Idempotency and Duplicate Request Handling
sequenceDiagram
participant Client
participant API
participant Cache
participant Queue
participant DB
Note over Client,DB: First Request (Network Success)
Client->>API: 1. POST /api/job<br/>Idempotency-Key: abc-123
API->>Cache: 2. Check if key exists
Cache-->>API: 3. Key not found
API->>Cache: 4. Store key → correlation_id<br/>(TTL: 24h)
API->>DB: 5. Insert {id, PENDING}
API->>Queue: 6. Publish message
API-->>Client: 7. 202 Accepted<br/>{id: uuid-456}
Note over Client,DB: Retry (Client thinks request failed)
Client->>API: 8. POST /api/job<br/>Idempotency-Key: abc-123<br/>(Same key!)
API->>Cache: 9. Check if key exists
Cache-->>API: 10. Found! Returns uuid-456
API->>DB: 11. Query existing status
DB-->>API: 12. {id: uuid-456, PROCESSING}
API-->>Client: 13. 202 Accepted<br/>{id: uuid-456}<br/>(Same response!)
Note over Client,API: No duplicate work created
Note over Client,DB: Worker Processing (Idempotent)
Queue->>Queue: 14. Message redelivered<br/>(Worker crashed)
Queue->>Worker: 15. Process message<br/>{id: uuid-456}
Worker->>DB: 16. Check status
DB-->>Worker: 17. Already COMPLETED
Worker->>Worker: 18. Skip processing<br/>(Idempotent check)
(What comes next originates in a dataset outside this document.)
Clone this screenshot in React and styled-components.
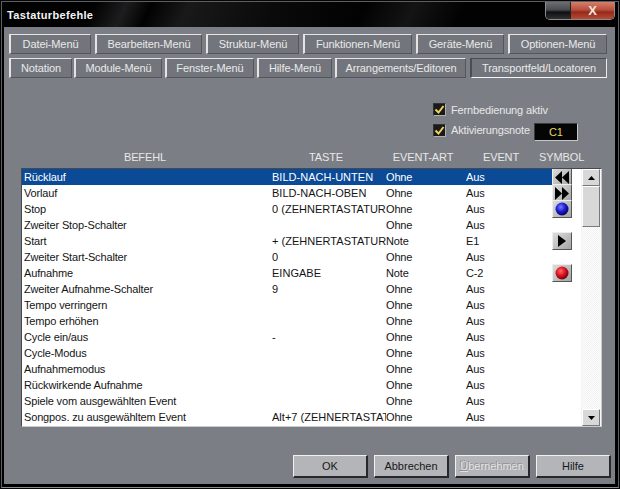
import React from "react";
import styled, { createGlobalStyle } from "styled-components";

const Global = createGlobalStyle`
  html, body { margin: 0; padding: 0; background: #000; }
  body { width: 620px; height: 489px; overflow: hidden; font-family: "Liberation Sans", Arial, sans-serif; }
  #root { width: 620px; height: 489px; }
`;

const Frame = styled.div`
  box-sizing: border-box;
  width: 620px;
  height: 489px;
  background: #050505;
  padding: 1px 0 1px 1px;
  display: flex;
  flex-direction: column;
`;
const Outer = styled.div`
  box-sizing: border-box;
  flex: 1;
  width: 618px;
  border: 1px solid #5c5f62;
  border-bottom: 1px solid #8a8d90;
  background: #000;
  display: flex;
  flex-direction: column;
  padding: 0 3px 3px 2px;
`;
const TitleBar = styled.div`
  height: 25px;
  flex: none;
  margin: 0 -3px 0 -2px;
  padding: 0 0 0 5px;
  display: flex;
  justify-content: space-between;
  align-items: flex-start;
  background:
    linear-gradient(115deg, transparent 15%, #1d1d1f 20%, transparent 24%, #191919 30%, #0a0a0a 44%, transparent 58%, #141414 66%, transparent 74%),
    #020202;
`;
const Title = styled.div`
  color: #f4f4f4;
  font-weight: 700;
  font-size: 11px;
  line-height: 13px;
  letter-spacing: 0.35px;
  padding-top: 7px;
`;
const Controls = styled.div`
  display: flex;
  height: 17px;
  margin-right: 3px;
  border: 1px solid #8d8d8d;
  border-top: 0;
  border-radius: 0 0 5px 5px;
  overflow: hidden;
`;
const MinBtn = styled.div`
  width: 24px;
  background: linear-gradient(#6d7072, #4a4d4f 45%, #0e0f10 60%, #2f3133);
  border-right: 1px solid #222;
`;
const CloseBtn = styled.div`
  width: 43px;
  display: flex;
  align-items: center;
  justify-content: center;
  color: #f0e8dc;
  font: 700 13px "Liberation Sans", sans-serif;
  background: linear-gradient(#d5806c, #b8503c 45%, #96291a 60%, #b84c36);
`;
const Body = styled.div`
  flex: 1;
  background: #7b7e84;
  padding: 7px 5px 0 5px;
  display: flex;
  flex-direction: column;
  min-height: 0;
`;
const TabRow = styled.div`
  display: flex;
  margin-bottom: ${p => p.$mb}px;
`;
const Tab = styled.div`
  box-sizing: border-box;
  width: ${p => p.$w}px;
  margin-right: ${p => p.$gap}px;
  height: 20px;
  flex: none;
  display: flex;
  align-items: center;
  justify-content: center;
  color: #e9e9e9;
  font-size: 11px;
  letter-spacing: -0.1px;
  white-space: nowrap;
  background: #72767c;
  border: 1px solid;
  border-width: 1px 1px 1px 2px;
  border-color: ${p => p.$down ? "#4a4d52 #e8e8e8 #f4f4f4 #4a4d52" : "#e4e4e4 #53565b #53565b #e4e4e4"};
`;
const Options = styled.div`
  height: 39px;
  margin-top: 22px;
  padding-left: 424px;
  display: flex;
  flex-direction: column;
  gap: 2px;
`;
const OptionRow = styled.div`
  display: flex;
  align-items: center;
  height: ${p => p.$h}px;
  gap: 5px;
`;
const Check = styled.div`
  box-sizing: border-box;
  width: 13px;
  height: 13px;
  background: #1a1a1a;
  border: 1px solid;
  border-color: #333 #b0b0b0 #b0b0b0 #333;
  display: flex;
  align-items: center;
  justify-content: center;
`;
const OptionLabel = styled.span`
  color: #e8e8e8;
  font-size: 11px;
  letter-spacing: -0.15px;
`;
const NoteBox = styled.div`
  box-sizing: border-box;
  width: 44px;
  height: 18px;
  margin: 3px 0 0 -1px;
  background: #050505;
  color: #e6d860;
  font-size: 11px;
  display: flex;
  align-items: center;
  justify-content: center;
  border: 1px solid;
  border-color: #3a3a3a #c8c8c8 #c8c8c8 #3a3a3a;
`;
const Headers = styled.div`
  display: grid;
  grid-template-columns: 248px 114px 80px 76px 44px;
  margin: 10px 0 0 12px;
  width: 580px;
  height: 19px;
  align-items: start;
  color: #e8e8e8;
  font-size: 11px;
  line-height: 17px;
  letter-spacing: -0.1px;
  text-align: center;
`;
const HeadCell = styled.span`
  white-space: nowrap;
`;
const List = styled.div`
  box-sizing: border-box;
  width: 581px;
  height: 259px;
  margin-left: 12px;
  background: #fff;
  border: 1px solid;
  border-color: #45484c #c9cbcd #c9cbcd #45484c;
  display: flex;
  overflow: hidden;
`;
const Rows = styled.div`
  flex: 1;
  min-width: 0;
`;
const Row = styled.div`
  display: grid;
  grid-template-columns: 250px 114px 80px 86px 1fr;
  height: 16px;
  align-items: stretch;
  font-size: 11px;
  letter-spacing: -0.15px;
  color: ${p => p.$sel ? "#fff" : "#141414"};
`;
const Cell = styled.span`
  padding-left: ${p => p.$pl || 0}px;
  white-space: nowrap;
  overflow: hidden;
  line-height: 16px;
  letter-spacing: ${p => p.$wide ? "0.02px" : "inherit"};
  background: ${p => p.$sel ? "#0a4a96" : "transparent"};
`;
const SymbolCell = styled.span`
  position: relative;
  height: 16px;
`;
const SymbolBtn = styled.span`
  position: absolute;
  left: 0;
  top: -1px;
  box-sizing: border-box;
  width: 20px;
  height: 18px;
  display: flex;
  align-items: center;
  justify-content: center;
  background: linear-gradient(135deg, #dcdcdc, #a4a6a6);
  border: 1px solid;
  border-color: #eee #555 #555 #eee;
`;
const Scrollbar = styled.div`
  width: 19px;
  flex: none;
  display: flex;
  flex-direction: column;
  background: repeating-conic-gradient(#f0f0f0 0 25%, #fff 0 50%) 0 0 / 2px 2px;
  border-left: 1px solid #f4f4f4;
`;
const ScrollBtn = styled.div`
  box-sizing: border-box;
  width: 18px;
  height: ${p => p.$h}px;
  display: flex;
  align-items: center;
  justify-content: center;
  background: #d8d8d8;
  border: 1px solid;
  border-color: #fff #77797c #77797c #fff;
`;
const Spacer = styled.div`
  flex: 1;
`;
const Footer = styled.div`
  display: flex;
  justify-content: flex-end;
  gap: 6px;
  margin: 28px -1px 0 0;
`;
const FootBtn = styled.div`
  box-sizing: border-box;
  width: 75px;
  height: 23px;
  display: flex;
  align-items: center;
  justify-content: center;
  background: #b4b5b8;
  border: 1px solid;
  border-width: 1px 2px 2px 1px;
  border-color: #f0f0f0 #26282b #26282b #f0f0f0;
  font-size: 11px;
  color: ${p => p.$off ? "#e2e2e2" : "#16181b"};
  text-shadow: ${p => p.$off ? "-1px -1px 0 #8f9094" : "none"};
`;

const Rew = () => (
  <svg width="14" height="13" viewBox="0 0 14 13"><path d="M7 0v13L0 6.5zM14 0v13L7 6.5z" fill="#000" /></svg>
);
const Fwd = () => (
  <svg width="14" height="13" viewBox="0 0 14 13"><path d="M0 0v13l7-6.5zM7 0v13l7-6.5z" fill="#000" /></svg>
);
const Play = () => (
  <svg width="8" height="12" viewBox="0 0 8 12"><path d="M0 0v12l8-6z" fill="#000" /></svg>
);
const Ball = ({ id, a, b, c }) => (
  <svg width="14" height="14" viewBox="0 0 14 14">
    <defs>
      <radialGradient id={id} cx="0.4" cy="0.35" r="0.65">
        <stop offset="0" stopColor={a} />
        <stop offset="0.55" stopColor={b} />
        <stop offset="1" stopColor={c} />
      </radialGradient>
    </defs>
    <circle cx="7" cy="7" r="6.5" fill={`url(#${id})`} />
  </svg>
);
const Tick = () => (
  <svg width="11" height="11" viewBox="0 0 11 11"><path d="M1.5 5.5l3 3L9.5 2" fill="none" stroke="#f2d060" strokeWidth="2" /></svg>
);

const row1 = [["Datei-Menü", 82, 4], ["Bearbeiten-Menü", 107, 4], ["Struktur-Menü", 93, 4], ["Funktionen-Menü", 109, 4], ["Geräte-Menü", 88, 4], ["Optionen-Menü", 99, 0]];
const row2 = [["Notation", 63, 2], ["Module-Menü", 88, 3], ["Fenster-Menü", 89, 3], ["Hilfe-Menü", 75, 3], ["Arrangements/Editoren", 131, 4], ["Transportfeld/Locatoren", 137, 0, true]];

const rows = [
  ["Rücklauf", "BILD-NACH-UNTEN", "Ohne", "Aus", "rew"],
  ["Vorlauf", "BILD-NACH-OBEN", "Ohne", "Aus", "fwd"],
  ["Stop", "0 (ZEHNERTASTATUR)", "Ohne", "Aus", "stop"],
  ["Zweiter Stop-Schalter", "", "Ohne", "Aus"],
  ["Start", "+ (ZEHNERTASTATUR)", "Note", "E1", "play"],
  ["Zweiter Start-Schalter", "0", "Ohne", "Aus"],
  ["Aufnahme", "EINGABE", "Note", "C-2", "rec"],
  ["Zweiter Aufnahme-Schalter", "9", "Ohne", "Aus"],
  ["Tempo verringern", "", "Ohne", "Aus"],
  ["Tempo erhöhen", "", "Ohne", "Aus"],
  ["Cycle ein/aus", "-", "Ohne", "Aus"],
  ["Cycle-Modus", "", "Ohne", "Aus"],
  ["Aufnahmemodus", "", "Ohne", "Aus"],
  ["Rückwirkende Aufnahme", "", "Ohne", "Aus"],
  ["Spiele vom ausgewählten Event", "", "Ohne", "Aus"],
  ["Songpos. zu ausgewähltem Event", "Alt+7 (ZEHNERTASTATUR)", "Ohne", "Aus"],
];

const symbols = {
  rew: <Rew />,
  fwd: <Fwd />,
  play: <Play />,
  stop: <Ball id="blue" a="#7a7cff" b="#1c1cd0" c="#06065a" />,
  rec: <Ball id="red" a="#ff6a6a" b="#dc1020" c="#6a0408" />,
};

export default function App() {
  return (
    <>
      <Global />
      <Frame>
        <Outer>
          <TitleBar>
            <Title>Tastaturbefehle</Title>
            <Controls>
              <MinBtn />
              <CloseBtn>X</CloseBtn>
            </Controls>
          </TitleBar>
          <Body>
            <TabRow $mb={4}>
              {row1.map(([t, w, g]) => <Tab key={t} $w={w} $gap={g}>{t}</Tab>)}
            </TabRow>
            <TabRow $mb={0}>
              {row2.map(([t, w, g, d]) => <Tab key={t} $w={w} $gap={g} $down={d}>{t}</Tab>)}
            </TabRow>
            <Options>
              <OptionRow $h={19}>
                <Check><Tick /></Check>
                <OptionLabel>Fernbedienung aktiv</OptionLabel>
              </OptionRow>
              <OptionRow $h={18}>
                <Check><Tick /></Check>
                <OptionLabel>Aktivierungsnote</OptionLabel>
                <NoteBox>C1</NoteBox>
              </OptionRow>
            </Options>
            <Headers>
              <HeadCell>BEFEHL</HeadCell>
              <HeadCell>TASTE</HeadCell>
              <HeadCell>EVENT-ART</HeadCell>
              <HeadCell>EVENT</HeadCell>
              <HeadCell>SYMBOL</HeadCell>
            </Headers>
            <List>
              <Rows>
                {rows.map(([a, b, c, d, s], i) => (
                  <Row key={a} $sel={i === 0}>
                    <Cell $pl={2} $sel={i === 0}>{a}</Cell>
                    <Cell $wide $sel={i === 0}>{b}</Cell>
                    <Cell $sel={i === 0}>{c}</Cell>
                    <Cell $sel={i === 0}>{d}</Cell>
                    <SymbolCell>{s && <SymbolBtn>{symbols[s]}</SymbolBtn>}</SymbolCell>
                  </Row>
                ))}
              </Rows>
              <Scrollbar>
                <ScrollBtn $h={17}>
                  <svg width="7" height="4" viewBox="0 0 7 4"><path d="M3.5 0L7 4H0z" fill="#000" /></svg>
                </ScrollBtn>
                <ScrollBtn $h={41} />
                <Spacer />
                <ScrollBtn $h={17}>
                  <svg width="7" height="4" viewBox="0 0 7 4"><path d="M0 0h7L3.5 4z" fill="#000" /></svg>
                </ScrollBtn>
              </Scrollbar>
            </List>
            <Footer>
              <FootBtn>OK</FootBtn>
              <FootBtn>Abbrechen</FootBtn>
              <FootBtn $off><span><u>Ü</u>bernehmen</span></FootBtn>
              <FootBtn>Hilfe</FootBtn>
            </Footer>
          </Body>
        </Outer>
      </Frame>
    </>
  );
}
Note over Worker: No duplicate execution
Idempotency implementation using client-provided keys to handle duplicate requests safely. The cache stores the mapping from idempotency key to correlation ID, ensuring retries return the same response without creating duplicate work. Workers also check status before processing to handle message redelivery.
Staff+
Architect async request-reply at scale: how do you handle 1M concurrent operations? Design a system that survives database failures without losing track of in-flight requests. Implement exactly-once delivery semantics for webhooks despite network failures and retries. Discuss the CAP theorem implications: can you guarantee that status queries always reflect current state? Design a multi-tenant system where different customers have different SLAs (some need results in 1 minute, others can wait 1 hour). Explain how to migrate from synchronous to async APIs without breaking existing clients. Discuss observability: what metrics and traces are essential for debugging async operations? How do you implement circuit breakers for downstream services in async workflows?
Common Interview Questions
Why not just use WebSockets or Server-Sent Events instead of polling? (Answer: Async request-reply works over standard HTTP, doesn’t require persistent connections, and is firewall-friendly. WebSockets are better for real-time bidirectional communication, not one-time async operations.)
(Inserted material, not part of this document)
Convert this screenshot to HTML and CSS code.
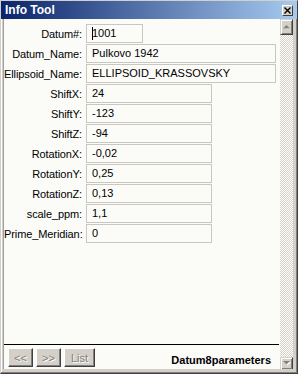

How do you prevent clients from polling too frequently and overwhelming your servers? (Answer: Implement rate limiting on status endpoints, return Retry-After headers suggesting next poll time, or use exponential backoff recommendations in documentation.)
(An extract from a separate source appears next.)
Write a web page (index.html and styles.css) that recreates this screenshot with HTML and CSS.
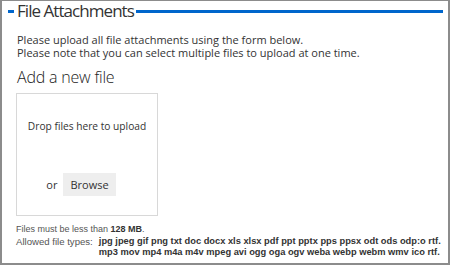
FILE: index.html
```html
<!DOCTYPE html>
<html>
<head>
    <title>File Attachments</title>
    <link rel="stylesheet" href="styles.css">
</head>
<body>
    <div class="frame">
        <div class="legend">
            <span class="dash"></span>
            <h2>File Attachments</h2>
            <span class="rule"></span>
        </div>

        <p class="intro">
            Please upload all file attachments using the form below.<br>
            Please note that you can select multiple files to upload at one time.
        </p>

        <h3>Add a new file</h3>

        <div class="dropzone">
            <div class="drop-text">Drop files here to upload</div>
            <div class="browse-row">
                <span>or</span>
                <span class="button">Browse</span>
            </div>
        </div>

        <div class="help">
            <div>Files must be less than <b>128 MB</b>.</div>
            <div class="types">
                <span class="label">Allowed file types:</span>
                <b>jpg jpeg gif png txt doc docx xls xlsx pdf ppt pptx pps ppsx odt ods odp:o rtf. mp3 mov mp4 m4a m4v mpeg avi ogg oga ogv weba webp webm wmv ico rtf.</b>
            </div>
        </div>
    </div>
</body>
</html>
```

FILE: styles.css
```css
body {
    margin: 0;
    background-color: white;
    font-family: "Open Sans", sans-serif;
    color: #333;
}
.frame {
    width: 446px;
    height: 262px;
    border: 2px solid #8c8c8c;
    border-top-width: 1px;
    overflow: hidden;
}
.legend {
    display: flex;
    align-items: center;
    padding: 0 5px 0 6px;
    height: 20px;
}
.dash {
    width: 6px;
    height: 3px;
    background-color: #0066cc;
    margin-right: 3px;
}
.legend h2 {
    margin: 0;
    font-size: 17px;
    letter-spacing: -0.95px;
    font-weight: normal;
    line-height: 20px;
    color: #333;
}
.rule {
    flex: 1;
    height: 3px;
    background-color: #0066cc;
    margin-left: 2px;
}
.intro {
    margin: 12px 0 0 15px;
    font-size: 11px;
    line-height: 13px;
}
h3 {
    margin: 8px 0 0 15px;
    font-size: 16px;
    letter-spacing: -0.2px;
    font-weight: 300;
    line-height: 20px;
    color: #222;
}
.dropzone {
    margin: 6px 0 0 14px;
    width: 142px;
    height: 123px;
    border: 1px solid #d8d8d8;
    text-align: center;
    display: flex;
    flex-direction: column;
    justify-content: space-between;
    padding: 25px 0 19px;
    box-sizing: border-box;
}
.drop-text {
    font-size: 10.2px;
}
.browse-row {
    display: flex;
    align-items: center;
    justify-content: center;
    gap: 6px;
    margin-right: 12px;
    font-size: 11px;
}
.button {
    background-color: #eeeeee;
    padding: 4px 7px;
}
.help {
    margin: 8px 0 0 14px;
    font-family: "Liberation Sans", sans-serif;
    font-size: 9px;
    line-height: 11.5px;
    color: #555;
}
.help b {
    color: #333;
}
.types {
    display: flex;
    white-space: nowrap;
}
.types .label {
    width: 83px;
    font-size: 9.6px;
}
.types b {
    white-space: normal;
    width: 350px;
    font-size: 9.3px;
}
```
What happens if the backend crashes while processing a request? (Answer: The message queue retains the work item and another worker picks it up. The status remains ‘PROCESSING’ until the new worker updates it. This is why idempotency matters—the operation might execute multiple times.)
How long should you retain completed status records? (Answer: Depends on your use case. Stripe retains webhook events for 30 days. AWS Lambda keeps logs for 7 days by default. Balance client needs for result retrieval against storage costs. Implement automatic cleanup with configurable TTLs.)
Red Flags to Avoid
Claiming async request-reply is always better than synchronous APIs (it adds complexity that’s only justified for long-running operations)
Not implementing timeouts (leads to zombie requests that consume resources forever)
Polling without exponential backoff (creates unnecessary server load)
Forgetting to make operations idempotent (causes duplicate processing when retries occur)
Not providing a way for clients to cancel in-flight requests (wastes resources on work nobody wants)
Storing large results in the status table instead of using blob storage (causes database bloat)
Not documenting expected processing times (clients don’t know how long to wait before considering a request failed)
Key Takeaways
Async request-reply decouples long-running operations from HTTP request-response cycles by returning 202 Accepted with a correlation ID immediately, then delivering results via polling or webhooks when processing completes.
Correlation IDs are the glue that ties requests to responses across time and system boundaries. They enable stateful tracking without requiring persistent connections.
Choose polling for simple clients (browsers, mobile apps) that can’t expose endpoints. Choose webhooks for server-to-server integration where efficiency matters. Offer both for public APIs.
Idempotency is critical because async operations may execute multiple times due to retries. Use request IDs or correlation IDs to detect and ignore duplicates.
The pattern trades simplicity for responsiveness and scalability. Use it when operations take >5 seconds or have unpredictable duration. Avoid it for fast operations where the overhead isn’t justified.